Dalam perjalanannya, proyek ini tidak mulus meski tower sudah dibangun dan dana Rp 17 miliar dari APBD telah dikucurkan. Lalu ada kabar bahwa sebagian uang itu digunakan untuk membeli mobil Mercedes seharga Rp 850 juta untuk kegiatan Sultan di Jakarta. Koordinator Jaringan Advokasi CDMA Nanang Ismuhartoyo menemukan sejumlah kejanggalan. Pencairan dana modal CDMA misalnya, tidak ditetapkan dengan peraturan daerah dan surat keterangan otorisasi yang ditandatangani gubernur. Pengeluaran dana APBD sebesar itu seharusnya bukan tanggung jawab Sekda, katanya. Nanang melihat ada usaha saling lempar tanggung jawab antara gubernur dan sekretaris.

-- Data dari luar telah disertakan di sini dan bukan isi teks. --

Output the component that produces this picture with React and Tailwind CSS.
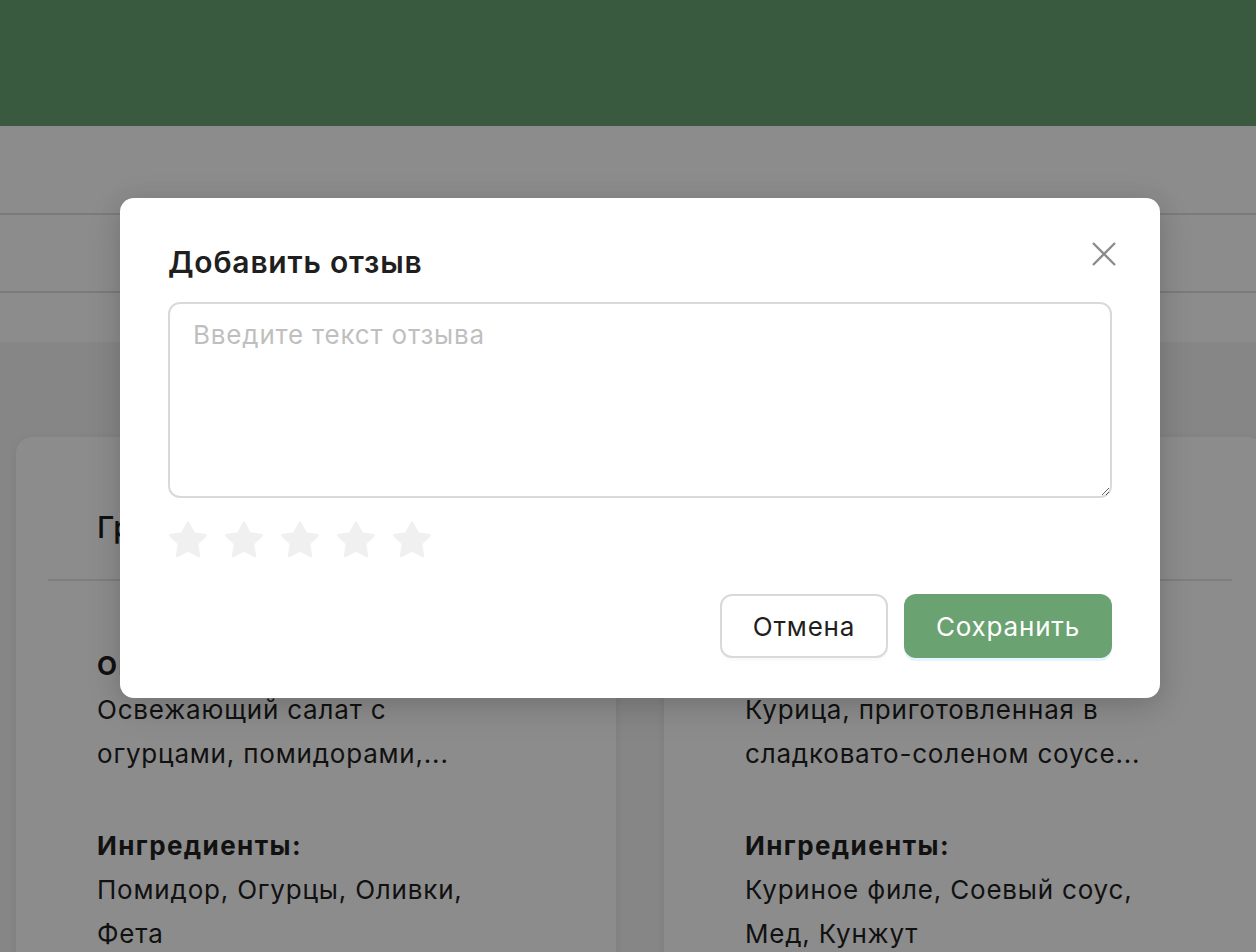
import React, { useState } from 'react';

const font = { fontFamily: 'Inter, "Noto Sans", sans-serif' };

const StarIcon = ({ className }) => (
    <svg viewBox="64 64 896 896" className={className} fill="currentColor">
        <path d="M908.1 353.1l-253.9-36.9L540.7 86.1c-3.1-6.3-8.2-11.4-14.5-14.5-15.8-7.8-35-1.3-42.9 14.5L369.8 316.2l-253.9 36.9c-7 1-13.4 4.3-18.3 9.3a32.05 32.05 0 00.6 45.3l183.7 179.1-43.4 252.9a31.95 31.95 0 0046.4 33.7L512 754l227.1 119.4c6.2 3.3 13.4 4.4 20.3 3.2 17.4-3 29.1-19.5 26.1-36.9l-43.4-252.9 183.7-179.1c5-4.9 8.3-11.3 9.3-18.3 2.7-17.5-9.5-33.7-27-36.3z" />
    </svg>
);

const DishCard = ({ title, desc, ingredients }) => (
    <div className="w-[600px] shrink-0 bg-white rounded-[16px] shadow-[0_2px_12px_rgba(0,0,0,0.08)] pt-[70px] px-[32px] pb-[40px]">
        <div className="px-[49px] h-[40px] leading-[40px] text-[30px] font-medium tracking-[0.6px] text-[#1f1f1f]">{title}</div>
        <div className="mt-[32px] border-b-2 border-[#e6e6e6]" />
        <div className="px-[49px] pt-[63px] text-[26px] leading-[44px] tracking-[0.8px] text-[#1f1f1f]">
            <div className="font-bold tracking-[1.4px]">Описание:</div>
            {desc.map((line) => (
                <div key={line}>{line}</div>
            ))}
            <div className="font-bold tracking-[1.4px] mt-[48px]">Ингредиенты:</div>
            {ingredients.map((line) => (
                <div key={line}>{line}</div>
            ))}
        </div>
    </div>
);

const ReviewModal = () => {
    const [text, setText] = useState('');
    const [rating, setRating] = useState(0);

    return (
        <div className="absolute left-[120px] top-[198px] w-[1040px] bg-white rounded-[14px] shadow-[0_9px_42px_rgba(0,0,0,0.08),0_6px_24px_rgba(0,0,0,0.12)] px-[48px] pt-[44px] pb-[40px]">
            <button className="absolute right-[44px] top-[44px] w-[24px] h-[24px] text-[#8c8c8c]">
                <svg viewBox="0 0 24 24" className="w-[24px] h-[24px]" stroke="currentColor" strokeWidth="2.4" fill="none">
                    <path d="M1 1L23 23M23 1L1 23" />
                </svg>
            </button>
            <h2 className="h-[40px] leading-[40px] text-[30px] font-semibold tracking-[0.8px] text-[#1f1f1f]">Добавить отзыв</h2>
            <textarea
                value={text}
                onChange={(e) => setText(e.target.value)}
                placeholder="Введите текст отзыва"
                className="block mt-[20px] w-full h-[196px] border-2 border-[#d9d9d9] rounded-[12px] px-[23px] pt-[13px] text-[26px] leading-[36px] tracking-[0.8px] text-[#1f1f1f] placeholder:text-[#bfbfbf] outline-none resize-y"
                style={font}
            />
            <div className="flex gap-[16px] mt-[23px]">
                {[1, 2, 3, 4, 5].map((n) => (
                    <button key={n} onClick={() => setRating(n)} className="w-[40px] h-[40px] flex items-center justify-center">
                        <StarIcon className={n <= rating ? 'w-[40px] h-[40px] text-[#fadb14]' : 'w-[40px] h-[40px] text-[#f0f0f0]'} />
                    </button>
                ))}
            </div>
            <div className="flex justify-end gap-[16px] mt-[33px]">
                <button className="w-[168px] h-[64px] border-2 border-[#d9d9d9] rounded-[12px] bg-white text-[26px] tracking-[0.8px] text-[#1f1f1f] shadow-[0_3px_0_rgba(0,0,0,0.02)]">
                    Отмена
                </button>
                <button className="w-[208px] h-[64px] rounded-[12px] bg-[#6aa371] text-[26px] tracking-[0.8px] text-white shadow-[0_3px_0_rgba(5,145,255,0.1)]">
                    Сохранить
                </button>
            </div>
        </div>
    );
};

export default function App() {
    return (
        <div className="relative w-[1256px] h-[952px] overflow-hidden bg-[#f5f5f5]" style={font}>
            {/* Header */}
            <div className="h-[126px] bg-[#6ba474]" />
            <div className="bg-white">
                <div className="h-[89px] border-b-2 border-[#e0e0e0]" />
                <div className="h-[78px] border-b-2 border-[#e0e0e0]" />
                <div className="h-[49px]" />
            </div>

            {/* Cards */}
            <div className="flex gap-[48px] px-[16px] pt-[95px]">
                <DishCard
                    title="Греческий салат"
                    desc={['Освежающий салат с', 'огурцами, помидорами,...']}
                    ingredients={['Помидор, Огурцы, Оливки,', 'Фета']}
                />
                <DishCard
                    title="Курица терияки"
                    desc={['Курица, приготовленная в', 'сладковато-соленом соусе...']}
                    ingredients={['Куриное филе, Соевый соус,', 'Мед, Кунжут']}
                />
            </div>

            {/* Overlay */}
            <div className="absolute inset-0 bg-black/45">
                <ReviewModal />
            </div>
        </div>
    );
}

            Kedua kasus ini masih dingin ditangan kejaksaan. Belum ada upaya pengungkapan kesua kasus ini keranah publik oleh kejaksaan. Seakan-akan kasus ini sengaja ditutup-tutupi. Oleh karena itu menarik untuk mencari tau kenapa kejaksaan tidak mau mempublikasikan kasus ini. Apakah terkait dengan eksistensi kejaksaan, atau malah kejaksaan punya kepentingan didalamnya, karena akan menyeret pucuk kepemimpinan DIY. Kalau kejaksaan tidak mau menyelesaikan kasus ini secepatnya, maka yang dikhawatirkan oleh masyarakat adalah kasus ini akan terlupakan sehingga tidak dapat diselesaikan dan masyarakat akan semakin tidak percaya dengan penegak hukum.